Les transformations majeures au régime d’assurance-emploi ont été mises de l’avant par les conservateurs pour réduire le recours des « chômeurs chroniques » à ses dites prestations. Or, dans une région où l’essentiel de l’économie et de la structure sociale repose sur le travail saisonnier, les impacts des politiques conservatrices seront dévastateurs pour les familles gaspésiennes.
Ainsi, le fait de devoir se trouver un emploi à 70 % de son salaire habituel dans un rayon d’une heure de route créera une véritable onde de choc, car tout travailleur gagnant moins de 14,40 $ l’heure devra accepter un travail au salaire minimum sous peine de voir ses prestations d’assurance-emploi s’arrêter.

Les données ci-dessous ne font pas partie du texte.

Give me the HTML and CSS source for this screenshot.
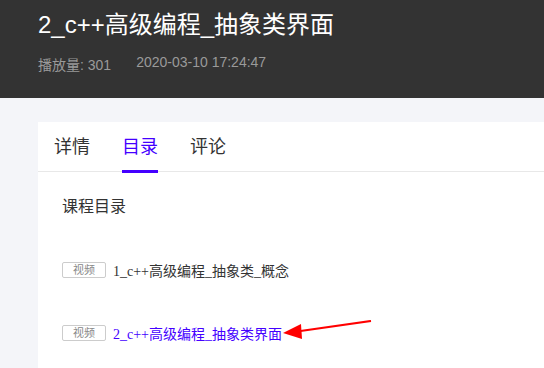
FILE: index.html
```html
<!DOCTYPE html>
<html lang="zh">
  <head>
    <meta charset="UTF-8" />
    <meta name="viewport" content="width=device-width, initial-scale=1.0" />
    <title>2_c++高级编程_抽象类界面</title>
    <link rel="stylesheet" href="styles.css">
  </head>
  <body>
    <!-- video header -->
    <div class="top">
      <h1 class="title">2_c++高级编程_抽象类界面</h1>
      <div class="meta">
        <span>播放量: 301</span>
        <span>2020-03-10 17:24:47</span>
      </div>
    </div>

    <div class="wrap">
      <div class="card">
        <div class="tabs">
          <span class="tab">详情</span>
          <span class="tab active">目录</span>
          <span class="tab">评论</span>
        </div>

        <div class="catalog">
          <div class="catalog-title">课程目录</div>

          <div class="item">
            <span class="tag">视频</span>
            <span class="name">1_c++高级编程_抽象类_概念</span>
          </div>

          <div class="item current">
            <span class="tag">视频</span>
            <span class="name">2_c++高级编程_抽象类界面</span>
          </div>
        </div>
      </div>
    </div>

    <svg class="arrow" width="100" height="24" viewBox="0 0 100 24">
      <line x1="88" y1="1" x2="14" y2="11.5" stroke="#ff0000" stroke-width="2.2" />
      <polygon points="0,13 18,4 19,19" fill="#ff0000" />
    </svg>
  </body>
</html>
```

FILE: styles.css
```css
body {
  margin: 0;
  background: #f4f5f9;
  font-family: "Liberation Sans", "Noto Sans CJK SC", sans-serif;
  overflow: hidden;
  position: relative;
}

.top {
  background: #333333;
  height: 98px;
  padding: 9px 38px 0;
  box-sizing: border-box;
}

.title {
  margin: 0;
  font-size: 24px;
  font-weight: normal;
  line-height: 32px;
  color: #ffffff;
}

.meta {
  margin-top: 13px;
  font-size: 14px;
  color: #9a9a9a;
  display: flex;
  gap: 25px;
}

.wrap {
  padding: 24px 0 0 38px;
}

.card {
  background: #ffffff;
  height: 260px;
}

.tabs {
  display: flex;
  gap: 32px;
  padding-left: 16px;
  height: 50px;
  border-bottom: 1px solid #e8e8e8;
  box-sizing: border-box;
}

.tab {
  font-size: 18px;
  color: #333333;
  line-height: 49px;
  padding-top: 1px;
  position: relative;
}

.tab.active {
  color: #4400ff;
}

.tab.active::after {
  content: "";
  position: absolute;
  left: 0;
  right: 0;
  bottom: -2px;
  height: 3px;
  background: #4400ff;
}

.catalog {
  padding: 24px 0 0 24px;
}

.catalog-title {
  font-size: 16px;
  color: #333333;
  line-height: 22px;
}

.item {
  display: flex;
  align-items: center;
  gap: 7px;
  margin-top: 41px;
  height: 22px;
}

.tag {
  width: 44px;
  height: 16px;
  box-sizing: border-box;
  border: 1px solid #cccccc;
  border-radius: 2px;
  font-size: 11px;
  line-height: 14px;
  color: #888888;
  text-align: center;
}

.name {
  font-family: "Liberation Serif", "Noto Sans CJK SC", serif;
  font-size: 14px;
  color: #333333;
}

.current .name {
  color: #4400ff;
}

.arrow {
  position: absolute;
  left: 283px;
  top: 320px;
}
```
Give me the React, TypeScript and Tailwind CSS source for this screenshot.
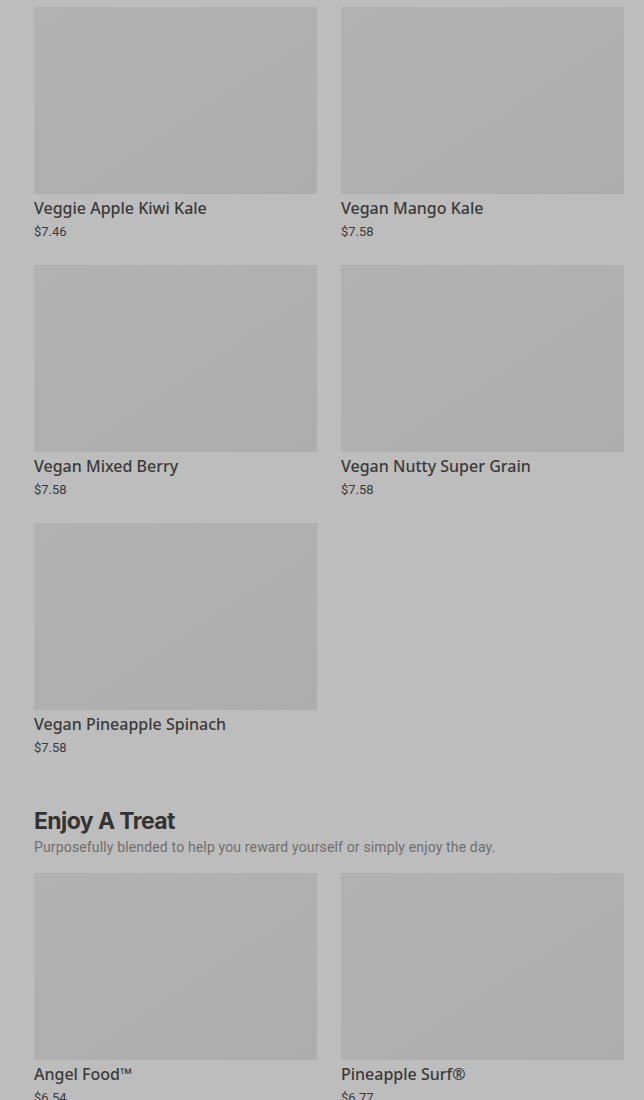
import React from 'react';

type Item = { name: string; price: string };

const smoothies: Item[] = [
  { name: 'Veggie Apple Kiwi Kale', price: '$7.46' },
  { name: 'Vegan Mango Kale', price: '$7.58' },
  { name: 'Vegan Mixed Berry', price: '$7.58' },
  { name: 'Vegan Nutty Super Grain', price: '$7.58' },
  { name: 'Vegan Pineapple Spinach', price: '$7.58' },
];

const treats: Item[] = [
  { name: 'Angel Food™', price: '$6.54' },
  { name: 'Pineapple Surf®', price: '$6.77' },
];

const Card: React.FC<{ item: Item }> = ({ item }) => (
  <div className="flex flex-col">
    <div className="h-[187px] w-full bg-gradient-to-br from-[#b2b2b2] to-[#adadad]" />
    <div className="mt-[3px] text-[16px] leading-[22px] font-medium text-[#3a3a3a] font-['Noto_Sans',sans-serif]">{item.name}</div>
    <div className="mt-[4px] text-[13px] leading-[18px] text-[#3a3a3a] font-['Roboto',sans-serif]">{item.price}</div>
  </div>
);

const App: React.FC = () => {
  return (
    <div className="min-h-[1100px] w-full bg-[#bdbdbd] overflow-hidden">
      <div className="pl-[34px] pr-[20px] pt-[7px]">
        <div className="grid grid-cols-2 gap-x-[24px] gap-y-[24px]">
          {smoothies.map(s => <Card key={s.name} item={s} />)}
        </div>

        <div className="mt-[50px]">
          <h2 className="text-[23px] leading-[28px] font-bold tracking-[-0.6px] text-[#333] font-['Inter',sans-serif]">Enjoy A Treat</h2>
          <p className="mt-[2px] text-[14px] leading-[20px] tracking-[0.15px] text-[#6f6f6f] font-['Roboto',sans-serif]">Purposefully blended to help you reward yourself or simply enjoy the day.</p>
        </div>

        <div className="mt-[16px] grid grid-cols-2 gap-x-[24px] gap-y-[24px]">
          {treats.map(s => <Card key={s.name} item={s} />)}
        </div>
      </div>
    </div>
  );
};

export default App;
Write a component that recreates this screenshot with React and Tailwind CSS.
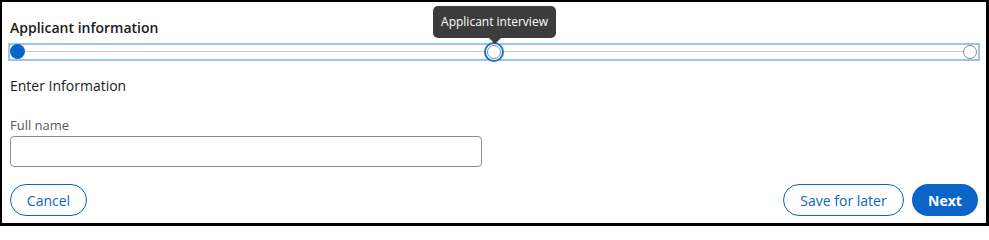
export default function App() {
  return (
    <div className="w-[989px] h-[226px] border-l-2 border-t-2 border-r-[3px] border-b-[3px] border-black bg-white px-2 flex flex-col font-['Open_Sans',sans-serif] text-[#1a1a1a]">
      <div className="pt-[16px] text-[14px] leading-[20px] font-semibold">Applicant information</div>
      <div className="relative mt-[5px] -mx-[2px] h-[18px] border-2 border-[#9fc4ec]">
        <div className="absolute left-[6px] right-[6px] top-[6px] h-px bg-[#c9c9c9]" />
        <div className="absolute left-[0px] top-[-1px] w-[15px] h-[15px] rounded-full bg-[#0b65c8]" />
        <div className="absolute left-[474px] top-[-3px] w-[20px] h-[20px] rounded-full border-2 border-[#1a73d4] bg-white flex items-center justify-center">
          <div className="w-[14px] h-[14px] rounded-full border border-[#8a8a8a] bg-white" />
        </div>
        <div className="absolute right-[1px] top-[-0.5px] w-[14px] h-[14px] rounded-full border border-[#8a8a8a] bg-white" />
        <div className="absolute left-[423px] top-[-39px] flex flex-col items-center">
          <div className="w-[123px] h-[32px] rounded-[5px] bg-[#3c3c3c] text-white text-[12px] flex items-center justify-center">
            Applicant interview
          </div>
          <div className="w-0 h-0 border-l-[6px] border-r-[6px] border-t-[6px] border-l-transparent border-r-transparent border-t-[#3c3c3c]" />
        </div>
      </div>
      <div className="mt-[15px] text-[14px] leading-[20px]">Enter Information</div>
      <div className="mt-[20px] text-[13px] leading-[18px] text-[#5a5a5a]">Full name</div>
      <input className="mt-[2px] w-[472px] h-[31px] shrink-0 border border-[#8c8c8c] rounded-[4px] outline-none px-2" />
      <div className="mt-[17px] flex items-center">
        <button className="h-[32px] w-[77px] rounded-full border border-[#0b65c8] text-[14px] text-[#0b65c8] bg-white">Cancel</button>
        <div className="flex-1" />
        <button className="h-[32px] w-[121px] rounded-full border border-[#0b65c8] text-[14px] text-[#0b65c8] bg-white">Save for later</button>
        <button className="ml-[8px] h-[32px] w-[66px] rounded-full bg-[#0b65c8] text-[14px] font-bold text-white">Next</button>
      </div>
    </div>
  );
}
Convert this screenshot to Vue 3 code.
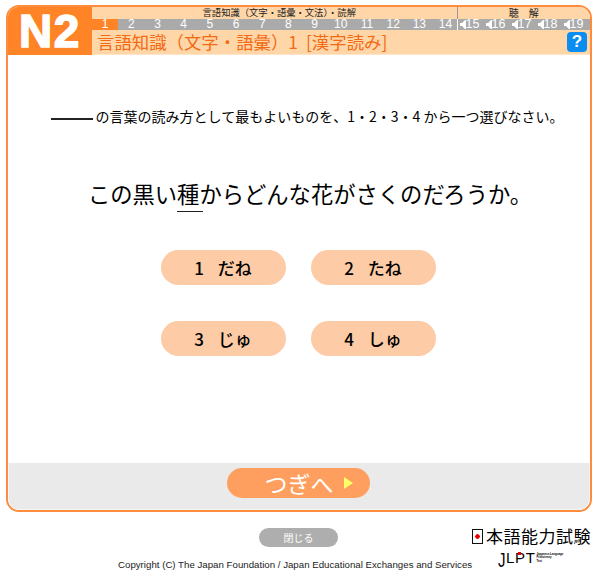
<script setup>
const reading = Array.from({ length: 14 }, (_, i) => i + 1)
const listening = [15, 16, 17, 18, 19]
const options = [
  { n: 1, t: 'だね' },
  { n: 2, t: 'たね' },
  { n: 3, t: 'じゅ' },
  { n: 4, t: 'しゅ' },
]
</script>

<template>
  <div class="page">
    <div class="frame">
      <header class="head">
        <div class="level">N2</div>
        <div class="head-right">
          <div class="sections">
            <div class="sec-a">言語知識（文字・語彙・文法）・読解</div>
            <div class="sec-b">聴　解</div>
          </div>
          <div class="nums">
            <div class="nums-a">
              <span v-for="n in reading" :key="n" class="num" :class="{ on: n === 1 }">{{ n }}</span>
            </div>
            <div class="nums-b">
              <span v-for="n in listening" :key="n" class="num snd">
                <svg width="6" height="9" viewBox="0 0 6 9"><path d="M0 3h2l3-3h1v9H5L2 6H0z" fill="#fff" /></svg>{{ n }}
              </span>
            </div>
          </div>
          <div class="title-row">
            <div class="title">言語知識（文字・語彙）<span class="t-num">1</span><span class="t-br">[漢字読み]</span></div>
            <div class="help">?</div>
          </div>
        </div>
      </header>

      <main class="body">
        <p class="instr"><span class="blank"></span><span>の言葉の読み方として最もよいものを、1・2・3・4 から一つ選びなさい。</span></p>
        <p class="sentence">この黒い<span class="ul">種</span>からどんな花がさくのだろうか。</p>
        <div class="opts">
          <div v-for="o in options" :key="o.n" class="opt"><span>{{ o.n }}</span><span>{{ o.t }}</span></div>
        </div>
      </main>

      <footer class="foot">
        <div class="next"><span>つぎへ</span><i class="arrow"></i></div>
      </footer>
    </div>

    <div class="bottom">
      <div class="close">閉じる</div>
      <div class="copy">Copyright (C) The Japan Foundation / Japan Educational Exchanges and Services</div>
      <div class="logo">
        <div class="logo-jp"><i class="seal"></i>本語能力試験</div>
        <div class="logo-en">
          <span class="jlpt"><span class="j">J</span>L<span class="p">P<i class="p-dot"></i></span>T</span>
          <span class="tiny">Japanese-Language<br />Proficiency<br />Test</span>
        </div>
      </div>
    </div>
  </div>
</template>

<style>
html, body { margin: 0; background: #fff; }
</style>

<style scoped>
.page {
  width: 600px;
  height: 581px;
  position: relative;
  overflow: hidden;
  padding: 5px 0 0 6px;
  box-sizing: border-box;
  font-family: "Noto Sans CJK JP", "Liberation Sans", sans-serif;
  color: #000;
}
.frame {
  width: 586px;
  height: 507px;
  box-sizing: border-box;
  border: 2.5px solid #ff8c3c;
  border-radius: 13px;
  overflow: hidden;
  display: flex;
  flex-direction: column;
  background: #fff;
}
.head { display: flex; height: 48px; flex: none; background: #ffd6a8; }
.level {
  width: 84px;
  background: #ff8427;
  color: #fff;
  font: bold 46px/48px "Liberation Sans", sans-serif;
  text-align: center;
  letter-spacing: 1.5px;
  -webkit-text-stroke: 1.5px #fff;
}
.head-right { flex: 1; display: flex; flex-direction: column; min-width: 0; }
.sections { display: flex; height: 11.5px; flex: none; font-size: 9.3px; line-height: 11.5px; color: #222; }
.sec-a { width: 365.5px; padding-left: 10px; text-align: center; border-right: 1px solid #999; box-sizing: border-box; }
.sec-b { flex: 1; text-align: center; font-size: 10px; }
.nums { display: flex; height: 11px; flex: none; background: #aaa; color: #fff; font: 12px/11px "Liberation Sans", sans-serif; }
.nums-a { display: flex; width: 364.5px; border-right: 1px solid #fff; box-sizing: content-box; }
.nums-a .num { width: 26.2px; flex: none; text-align: center; }
.nums-b { display: flex; flex: 1; padding-left: 2px; }
.nums-b .num { width: 26px; flex: none; display: flex; align-items: center; font-size: 12.5px; }
.num.on { background: #ff8427; }
.title-row { flex: 1; display: flex; align-items: center; justify-content: space-between; padding: 0 3px 0 5px; border-bottom: 1px solid #ffe6c8; }
.title { font-size: 17.4px; color: #f26a12; line-height: 24px; white-space: nowrap; display: flex; }
.t-br { margin-left: 8px; }
.help {
  width: 20px;
  height: 20px;
  background: #0a8cf0;
  border-radius: 4px;
  color: #fff;
  font: bold 17px/20px "Liberation Sans", sans-serif;
  text-align: center;
}
.body { flex: 1; display: flex; flex-direction: column; align-items: center; min-height: 0; }
.instr { margin: 51px 0 0; padding-left: 16px; display: flex; align-items: center; gap: 3px; font-size: 14px; line-height: 20px; white-space: nowrap; }
.blank { width: 42px; height: 2px; background: #222; margin-top: 5px; }
.sentence { margin: 51px 0 0; padding-left: 22px; font-size: 22.3px; line-height: 32px; white-space: nowrap; }
.ul { display: inline-block; position: relative; }
.ul::after { content: ""; position: absolute; left: 0; right: -4px; bottom: -3px; height: 1.5px; background: #222; }
.opts { display: grid; grid-template-columns: 125px 125px; column-gap: 25px; row-gap: 36px; margin: 41px 2px 0 0; }
.opt {
  height: 35px;
  border-radius: 18px;
  background: #fdcba6;
  display: flex;
  align-items: center;
  justify-content: center;
  gap: 14px;
  font-size: 17px;
  font-weight: 500;
}
.foot { height: 47.5px; flex: none; background: #eaeaea; display: flex; align-items: flex-start; justify-content: center; padding: 5px 2px 0 0; box-sizing: border-box; border-radius: 0 0 10px 10px; border: 1px solid #f6f6f6; border-top: none; }
.next {
  width: 143px;
  height: 30px;
  border-radius: 15px;
  background: #ff9f5f;
  color: #fff;
  font-size: 23px;
  line-height: 30px;
  display: flex;
  align-items: center;
  justify-content: flex-end;
  padding-right: 17px;
  box-sizing: border-box;
  gap: 10px;
}
.arrow { width: 0; height: 0; border-left: 9px solid #ffff66; border-top: 6.5px solid transparent; border-bottom: 6.5px solid transparent; }
.bottom { position: relative; height: 69px; }
.close {
  position: absolute;
  left: 253px;
  top: 16px;
  width: 79px;
  height: 19px;
  border-radius: 10px;
  background: #aeaeae;
  color: #fff;
  font-size: 10px;
  line-height: 19px;
  text-align: center;
}
.copy { position: absolute; left: 112px; top: 47px; font: 9.7px/12px "Liberation Sans", sans-serif; color: #222; white-space: nowrap; }
.logo { position: absolute; left: 466px; top: 13px; }
.logo-jp { display: flex; align-items: center; font-size: 17px; line-height: 22px; letter-spacing: 0.5px; }
.seal { width: 11px; height: 15px; margin-right: 3px; box-sizing: border-box; border: 1.5px solid #111; background: radial-gradient(circle, #e00 0 2px, #fff 2.5px); }
.logo-en { display: flex; align-items: center; gap: 1px; margin-left: 26px; margin-top: 4px; height: 14px; }
.jlpt { font: 15px/14px "Liberation Sans", sans-serif; letter-spacing: 0.6px; white-space: nowrap; }
.j { display: inline-block; transform: scaleY(1.4); transform-origin: 50% 18%; }
.p { position: relative; }
.p-dot { position: absolute; left: 3px; top: 3px; width: 3px; height: 3px; background: #e00; }
.tiny { font: bold 2.8px/3.2px "Liberation Sans", sans-serif; white-space: nowrap; }
</style>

Bien avant l’apparition de l’industrialisation, la Gaspésie s’est bâtie avec l’apport des pêcheurs, des bûcherons et des agriculteurs. Rien n’est plus désolant que de constater que les travailleurs de ces industries seront les premiers touchés par ces changements politiques. Ce qui est plus atterrant encore, c’est qu’en raison des périodes récurrentes de chômage, les travailleurs seront plus sensibles à l’exploitation des énergies fossiles ainsi que des ressources minières et forestières. Cela aura pour effet d’augmenter l’appui au développement de ces industries, et ce, même si de graves conséquences sociales et environnementales sont à prévoir.
Un vent d’espoir
Tout n’est pas nécessairement noir lorsqu’il s’agit d’exploiter les ressources naturelles. Pour autant que les sites soient sécuritaires et que les communautés qui accueillent ces industries aient accès à d’autres secteurs d’activités, l’exploitation des ressources naturelles pourra continuer de se développer. Ajoutons à cela le volet écoresponsable. Le gouvernement doit s’engager à produire, par le biais d’experts réellement indépendants, des études sur l’impact environnemental de ces nouvelles formes d’exploitation. Il doit adopter de nouvelles lois balisant la production et assurant une gestion durable. Si toutes ces conditions sont réunies, l’exploitation des ressources naturelles en Gaspésie pourrait être jugée viable, tant sur le plan social qu’environnemental.